Le rôle des Frères musulmans est de désarmer politiquement les masses laborieuses. Présentement, sa propagande rend plus crédibles les manœuvres politiques visant à préserver le monopole du pouvoir et la richesse dont bénéficie l’élite dirigeante. Mais en dernière analyse, lorsqu’un vrai changement sera d’actualité, des expériences sanglantes telles le Chili en 1973 et la Place Tiananmen en 1989 montrent que l’armée qui est acclamée par les Frères musulmans agira impitoyablement pour préserver l’ordre social existant.
L’Etat capitaliste égyptien est en crise mais il demeure intact et s’efforce de reprendre le plein contrôle. Le mouvement de masse n'a pas encore développé les formes organisationnelles et la direction politique qui sont nécessaires.

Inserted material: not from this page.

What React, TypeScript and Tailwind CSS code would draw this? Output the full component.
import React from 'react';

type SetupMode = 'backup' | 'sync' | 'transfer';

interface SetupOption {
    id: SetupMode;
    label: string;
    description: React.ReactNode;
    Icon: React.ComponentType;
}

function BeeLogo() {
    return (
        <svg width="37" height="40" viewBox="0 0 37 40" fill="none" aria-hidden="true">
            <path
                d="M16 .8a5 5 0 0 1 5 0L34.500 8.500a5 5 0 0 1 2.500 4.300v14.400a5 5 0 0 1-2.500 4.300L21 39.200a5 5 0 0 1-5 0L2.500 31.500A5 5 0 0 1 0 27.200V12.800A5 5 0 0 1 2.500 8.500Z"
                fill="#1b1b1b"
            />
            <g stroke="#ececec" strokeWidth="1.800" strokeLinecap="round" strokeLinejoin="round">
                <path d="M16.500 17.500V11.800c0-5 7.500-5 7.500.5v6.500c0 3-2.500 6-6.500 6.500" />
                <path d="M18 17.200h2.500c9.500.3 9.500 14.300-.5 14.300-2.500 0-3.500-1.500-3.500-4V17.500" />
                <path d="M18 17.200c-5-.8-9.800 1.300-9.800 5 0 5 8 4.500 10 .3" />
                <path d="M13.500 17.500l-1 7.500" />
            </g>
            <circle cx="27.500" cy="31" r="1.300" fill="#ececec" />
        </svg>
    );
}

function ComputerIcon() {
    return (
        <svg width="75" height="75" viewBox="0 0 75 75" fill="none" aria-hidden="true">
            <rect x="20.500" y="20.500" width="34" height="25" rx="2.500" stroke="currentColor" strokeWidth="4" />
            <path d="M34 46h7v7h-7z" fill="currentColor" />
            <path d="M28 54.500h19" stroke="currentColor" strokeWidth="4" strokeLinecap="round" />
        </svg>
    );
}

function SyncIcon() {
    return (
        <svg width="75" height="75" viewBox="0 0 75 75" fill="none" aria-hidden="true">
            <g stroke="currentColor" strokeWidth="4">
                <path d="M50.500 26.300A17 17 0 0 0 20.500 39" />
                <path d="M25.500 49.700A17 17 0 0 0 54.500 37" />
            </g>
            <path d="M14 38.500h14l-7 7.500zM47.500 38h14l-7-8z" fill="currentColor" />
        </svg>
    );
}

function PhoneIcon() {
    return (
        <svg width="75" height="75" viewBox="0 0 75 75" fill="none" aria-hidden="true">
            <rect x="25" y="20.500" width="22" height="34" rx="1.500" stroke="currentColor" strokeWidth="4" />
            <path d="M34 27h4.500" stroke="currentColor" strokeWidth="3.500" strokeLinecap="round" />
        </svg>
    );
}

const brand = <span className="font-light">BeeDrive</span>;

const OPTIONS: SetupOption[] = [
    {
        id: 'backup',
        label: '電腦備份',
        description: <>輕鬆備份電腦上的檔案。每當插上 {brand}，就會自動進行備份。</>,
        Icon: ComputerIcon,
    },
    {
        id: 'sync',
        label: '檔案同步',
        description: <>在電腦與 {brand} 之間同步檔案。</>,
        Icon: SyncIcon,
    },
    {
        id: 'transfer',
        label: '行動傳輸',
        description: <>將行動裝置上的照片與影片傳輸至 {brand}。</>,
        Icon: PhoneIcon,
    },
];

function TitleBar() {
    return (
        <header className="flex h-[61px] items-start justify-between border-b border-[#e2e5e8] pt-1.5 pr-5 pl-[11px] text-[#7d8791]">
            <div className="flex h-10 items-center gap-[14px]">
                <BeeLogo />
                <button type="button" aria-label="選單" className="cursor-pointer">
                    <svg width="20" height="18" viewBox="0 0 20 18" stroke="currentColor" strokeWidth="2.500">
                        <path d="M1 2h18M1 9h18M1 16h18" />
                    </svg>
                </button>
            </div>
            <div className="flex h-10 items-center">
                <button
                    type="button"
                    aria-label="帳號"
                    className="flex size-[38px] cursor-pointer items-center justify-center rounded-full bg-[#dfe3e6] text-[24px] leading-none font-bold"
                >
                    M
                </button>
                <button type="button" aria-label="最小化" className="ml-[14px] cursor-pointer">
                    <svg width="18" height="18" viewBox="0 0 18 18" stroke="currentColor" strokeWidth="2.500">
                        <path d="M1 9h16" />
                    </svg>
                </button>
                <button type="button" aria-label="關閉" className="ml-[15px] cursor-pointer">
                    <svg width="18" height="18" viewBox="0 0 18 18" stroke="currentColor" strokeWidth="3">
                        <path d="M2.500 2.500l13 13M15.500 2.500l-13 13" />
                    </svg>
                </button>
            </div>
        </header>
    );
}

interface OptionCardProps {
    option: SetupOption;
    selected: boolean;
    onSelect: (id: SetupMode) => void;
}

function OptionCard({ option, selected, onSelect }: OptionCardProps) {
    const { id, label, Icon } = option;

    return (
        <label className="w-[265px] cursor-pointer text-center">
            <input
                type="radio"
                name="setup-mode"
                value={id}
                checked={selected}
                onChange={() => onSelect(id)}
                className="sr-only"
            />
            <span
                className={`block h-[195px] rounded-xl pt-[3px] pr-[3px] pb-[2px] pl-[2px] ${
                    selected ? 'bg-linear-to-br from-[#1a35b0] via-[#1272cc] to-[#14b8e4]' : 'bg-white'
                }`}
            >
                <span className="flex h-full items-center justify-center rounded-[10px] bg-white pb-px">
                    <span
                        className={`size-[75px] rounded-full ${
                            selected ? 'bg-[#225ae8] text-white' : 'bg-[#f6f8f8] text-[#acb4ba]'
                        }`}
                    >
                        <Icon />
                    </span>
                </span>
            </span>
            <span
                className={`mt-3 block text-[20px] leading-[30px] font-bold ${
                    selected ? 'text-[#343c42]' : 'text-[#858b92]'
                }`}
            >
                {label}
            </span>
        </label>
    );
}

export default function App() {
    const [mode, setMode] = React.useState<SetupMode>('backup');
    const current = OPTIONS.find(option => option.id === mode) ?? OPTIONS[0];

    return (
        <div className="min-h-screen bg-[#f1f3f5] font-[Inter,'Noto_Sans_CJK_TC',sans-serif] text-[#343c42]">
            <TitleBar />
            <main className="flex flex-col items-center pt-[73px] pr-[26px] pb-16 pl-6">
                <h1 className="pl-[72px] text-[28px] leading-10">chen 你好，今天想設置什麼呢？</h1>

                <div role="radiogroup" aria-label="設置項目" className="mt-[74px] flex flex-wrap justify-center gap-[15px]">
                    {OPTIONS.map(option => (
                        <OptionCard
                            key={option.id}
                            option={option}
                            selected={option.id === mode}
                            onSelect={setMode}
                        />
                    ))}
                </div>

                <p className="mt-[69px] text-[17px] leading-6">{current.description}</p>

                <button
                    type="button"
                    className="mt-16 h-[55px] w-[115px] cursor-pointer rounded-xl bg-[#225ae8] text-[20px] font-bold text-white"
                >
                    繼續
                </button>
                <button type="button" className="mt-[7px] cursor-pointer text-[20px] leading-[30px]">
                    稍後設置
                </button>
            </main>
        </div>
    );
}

Le régime de Moubarak, qui s’appuie sur l’armée et garde le soutien de l’impérialisme américain, cherche à exploiter cette faiblesse. La tâche cruciale à laquelle la classe ouvrière est confrontée est la création de centres de pouvoir populaires, indépendants du gouvernement, de l’appareil militaire et des forces « d'opposition » qui cherchent un arrangement avec le précédent régime.

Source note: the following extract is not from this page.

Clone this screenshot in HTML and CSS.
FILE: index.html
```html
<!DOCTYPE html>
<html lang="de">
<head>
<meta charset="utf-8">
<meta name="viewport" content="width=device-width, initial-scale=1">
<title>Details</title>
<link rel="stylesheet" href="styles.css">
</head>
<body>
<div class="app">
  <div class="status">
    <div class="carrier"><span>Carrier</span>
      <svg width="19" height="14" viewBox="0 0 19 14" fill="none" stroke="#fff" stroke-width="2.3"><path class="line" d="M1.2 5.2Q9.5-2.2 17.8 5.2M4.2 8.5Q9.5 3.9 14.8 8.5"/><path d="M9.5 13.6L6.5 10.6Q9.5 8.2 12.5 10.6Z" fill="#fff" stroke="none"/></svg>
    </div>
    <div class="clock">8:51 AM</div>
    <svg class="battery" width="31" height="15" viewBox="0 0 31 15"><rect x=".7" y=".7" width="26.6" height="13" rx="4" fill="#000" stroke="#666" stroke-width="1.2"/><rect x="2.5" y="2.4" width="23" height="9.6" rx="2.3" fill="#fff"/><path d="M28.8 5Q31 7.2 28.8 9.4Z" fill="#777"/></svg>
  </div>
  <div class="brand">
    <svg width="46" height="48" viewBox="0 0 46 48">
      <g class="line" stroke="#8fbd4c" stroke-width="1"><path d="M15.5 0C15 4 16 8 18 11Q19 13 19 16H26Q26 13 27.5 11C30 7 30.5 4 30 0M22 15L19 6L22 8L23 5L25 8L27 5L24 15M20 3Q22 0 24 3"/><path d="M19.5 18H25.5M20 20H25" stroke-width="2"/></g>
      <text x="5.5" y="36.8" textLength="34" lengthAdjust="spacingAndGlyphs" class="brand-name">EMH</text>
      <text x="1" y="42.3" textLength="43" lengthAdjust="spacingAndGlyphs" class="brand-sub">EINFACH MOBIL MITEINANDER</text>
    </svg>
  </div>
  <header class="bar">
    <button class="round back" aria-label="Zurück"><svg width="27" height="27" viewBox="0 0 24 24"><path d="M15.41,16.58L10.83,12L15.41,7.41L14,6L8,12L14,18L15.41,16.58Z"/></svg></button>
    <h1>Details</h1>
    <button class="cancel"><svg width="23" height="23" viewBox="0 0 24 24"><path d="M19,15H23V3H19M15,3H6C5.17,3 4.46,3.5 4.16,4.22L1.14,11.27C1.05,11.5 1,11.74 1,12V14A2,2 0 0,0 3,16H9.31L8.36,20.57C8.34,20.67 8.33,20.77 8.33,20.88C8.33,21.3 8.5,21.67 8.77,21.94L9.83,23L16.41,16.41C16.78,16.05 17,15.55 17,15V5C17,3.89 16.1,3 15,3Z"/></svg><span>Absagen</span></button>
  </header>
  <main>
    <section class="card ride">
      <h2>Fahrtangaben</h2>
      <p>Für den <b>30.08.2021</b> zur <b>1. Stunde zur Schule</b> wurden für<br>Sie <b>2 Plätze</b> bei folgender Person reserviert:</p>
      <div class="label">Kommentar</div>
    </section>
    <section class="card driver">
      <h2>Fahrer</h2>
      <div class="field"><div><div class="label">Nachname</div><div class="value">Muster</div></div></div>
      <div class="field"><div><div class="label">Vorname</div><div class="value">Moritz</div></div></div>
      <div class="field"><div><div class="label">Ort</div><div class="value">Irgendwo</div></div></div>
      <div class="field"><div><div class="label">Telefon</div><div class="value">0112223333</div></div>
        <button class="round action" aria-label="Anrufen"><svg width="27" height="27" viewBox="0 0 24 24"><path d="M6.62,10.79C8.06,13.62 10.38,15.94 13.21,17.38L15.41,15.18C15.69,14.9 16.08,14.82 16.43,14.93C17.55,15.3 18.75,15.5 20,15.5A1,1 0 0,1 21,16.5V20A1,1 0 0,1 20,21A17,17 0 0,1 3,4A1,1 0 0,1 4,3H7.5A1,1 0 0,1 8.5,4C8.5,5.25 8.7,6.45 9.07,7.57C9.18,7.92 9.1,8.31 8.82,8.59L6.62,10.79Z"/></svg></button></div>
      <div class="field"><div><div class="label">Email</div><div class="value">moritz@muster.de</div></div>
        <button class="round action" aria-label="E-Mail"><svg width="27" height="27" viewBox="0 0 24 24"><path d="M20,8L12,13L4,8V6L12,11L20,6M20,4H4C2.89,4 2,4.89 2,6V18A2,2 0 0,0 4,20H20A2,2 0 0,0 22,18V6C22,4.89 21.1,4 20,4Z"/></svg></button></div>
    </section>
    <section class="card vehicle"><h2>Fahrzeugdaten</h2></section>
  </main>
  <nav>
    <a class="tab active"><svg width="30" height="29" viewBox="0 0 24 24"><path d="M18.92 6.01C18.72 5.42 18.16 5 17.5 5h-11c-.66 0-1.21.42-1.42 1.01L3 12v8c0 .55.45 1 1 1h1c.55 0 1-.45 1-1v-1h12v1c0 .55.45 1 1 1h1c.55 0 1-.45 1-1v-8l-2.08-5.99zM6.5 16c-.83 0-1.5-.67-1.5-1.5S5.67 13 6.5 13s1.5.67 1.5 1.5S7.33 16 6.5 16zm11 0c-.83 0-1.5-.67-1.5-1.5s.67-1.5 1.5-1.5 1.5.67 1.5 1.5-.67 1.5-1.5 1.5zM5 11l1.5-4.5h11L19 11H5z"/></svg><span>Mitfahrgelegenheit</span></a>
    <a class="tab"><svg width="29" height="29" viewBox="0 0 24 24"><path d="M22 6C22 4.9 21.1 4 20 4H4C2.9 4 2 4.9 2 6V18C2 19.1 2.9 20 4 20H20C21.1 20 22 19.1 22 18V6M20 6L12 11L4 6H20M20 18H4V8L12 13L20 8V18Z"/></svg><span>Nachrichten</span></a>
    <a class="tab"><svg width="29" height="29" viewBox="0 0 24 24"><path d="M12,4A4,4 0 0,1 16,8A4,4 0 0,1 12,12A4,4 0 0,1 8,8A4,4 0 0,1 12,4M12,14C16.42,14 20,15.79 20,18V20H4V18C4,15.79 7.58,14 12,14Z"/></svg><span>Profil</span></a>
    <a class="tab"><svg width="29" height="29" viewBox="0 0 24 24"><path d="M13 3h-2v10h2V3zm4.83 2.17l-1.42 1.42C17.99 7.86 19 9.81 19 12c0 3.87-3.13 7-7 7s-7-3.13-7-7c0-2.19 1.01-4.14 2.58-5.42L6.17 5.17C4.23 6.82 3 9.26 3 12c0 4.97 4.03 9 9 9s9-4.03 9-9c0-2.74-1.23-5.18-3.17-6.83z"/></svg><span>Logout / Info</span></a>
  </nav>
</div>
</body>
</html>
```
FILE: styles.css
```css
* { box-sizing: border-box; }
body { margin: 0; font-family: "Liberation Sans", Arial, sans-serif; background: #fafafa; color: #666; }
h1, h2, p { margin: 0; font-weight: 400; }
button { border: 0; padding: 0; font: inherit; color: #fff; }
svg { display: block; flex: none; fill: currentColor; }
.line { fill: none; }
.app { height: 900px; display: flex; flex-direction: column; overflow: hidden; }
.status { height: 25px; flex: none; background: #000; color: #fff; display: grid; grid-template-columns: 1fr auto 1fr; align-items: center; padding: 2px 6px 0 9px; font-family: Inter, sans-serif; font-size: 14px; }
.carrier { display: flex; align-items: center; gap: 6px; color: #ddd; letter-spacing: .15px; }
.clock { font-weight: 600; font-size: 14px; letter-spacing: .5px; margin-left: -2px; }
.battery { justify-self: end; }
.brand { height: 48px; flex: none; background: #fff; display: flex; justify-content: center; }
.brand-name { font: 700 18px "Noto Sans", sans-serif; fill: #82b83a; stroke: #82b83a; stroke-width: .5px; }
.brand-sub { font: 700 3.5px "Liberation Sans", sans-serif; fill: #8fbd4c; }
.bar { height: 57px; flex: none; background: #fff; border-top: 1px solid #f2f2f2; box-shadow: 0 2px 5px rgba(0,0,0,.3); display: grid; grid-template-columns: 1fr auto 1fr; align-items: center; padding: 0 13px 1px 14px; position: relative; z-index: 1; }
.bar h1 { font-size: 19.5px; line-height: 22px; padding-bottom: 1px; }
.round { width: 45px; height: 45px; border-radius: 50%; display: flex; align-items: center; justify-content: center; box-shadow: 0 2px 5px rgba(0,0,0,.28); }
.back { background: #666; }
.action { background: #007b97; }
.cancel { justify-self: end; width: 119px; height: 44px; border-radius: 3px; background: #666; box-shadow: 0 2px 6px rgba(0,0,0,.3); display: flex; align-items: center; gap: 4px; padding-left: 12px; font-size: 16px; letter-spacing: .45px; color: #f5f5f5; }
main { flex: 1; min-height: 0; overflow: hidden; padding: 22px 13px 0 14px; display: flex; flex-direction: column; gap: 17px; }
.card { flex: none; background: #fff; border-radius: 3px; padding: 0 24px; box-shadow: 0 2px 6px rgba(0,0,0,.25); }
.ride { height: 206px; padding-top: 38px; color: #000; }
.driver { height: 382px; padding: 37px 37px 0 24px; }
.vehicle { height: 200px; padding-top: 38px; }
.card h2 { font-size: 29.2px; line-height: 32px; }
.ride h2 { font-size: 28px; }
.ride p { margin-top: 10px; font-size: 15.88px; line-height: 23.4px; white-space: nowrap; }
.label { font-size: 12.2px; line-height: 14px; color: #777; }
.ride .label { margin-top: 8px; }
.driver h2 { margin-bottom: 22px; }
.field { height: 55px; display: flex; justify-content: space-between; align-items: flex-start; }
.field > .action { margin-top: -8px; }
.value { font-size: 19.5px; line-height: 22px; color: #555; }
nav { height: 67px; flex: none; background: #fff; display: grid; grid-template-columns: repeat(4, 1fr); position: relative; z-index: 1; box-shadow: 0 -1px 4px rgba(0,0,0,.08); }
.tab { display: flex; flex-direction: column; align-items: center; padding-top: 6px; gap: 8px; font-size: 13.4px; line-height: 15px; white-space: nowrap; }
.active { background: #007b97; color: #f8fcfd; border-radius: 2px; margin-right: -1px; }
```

Le Comité international de la Quatrième Internationale attire l’attention des travailleurs égyptiens sur les expériences du plus grand mouvement révolutionnaire du vingtième siècle – celui qui s’est déroulé en Russie entre 1905 et 1917. En 1905, les conseils ouvriers, appelés soviets, avaient vu le jour à Saint Petersbourg et dans toutes les régions industrielles de la Russie en tant qu'organes de lutte contre le régime tsariste. En 1917, des soviets s’étaient de nouveau constitués pour unir les travailleurs et les soldats rebelles recrutés au sein de la paysannerie. Les soviets devinrent la base de la lutte révolutionnaire et du renversement du gouvernement bourgeois.
Ceci doit servir d’exemple pour l'étape suivante du développement de la révolution en train de se produire à présent en Egypte. Il faut créer des organisations de masse qui puissent devenir des mécanismes pour la mise en place du pouvoir des travailleurs et des opprimés.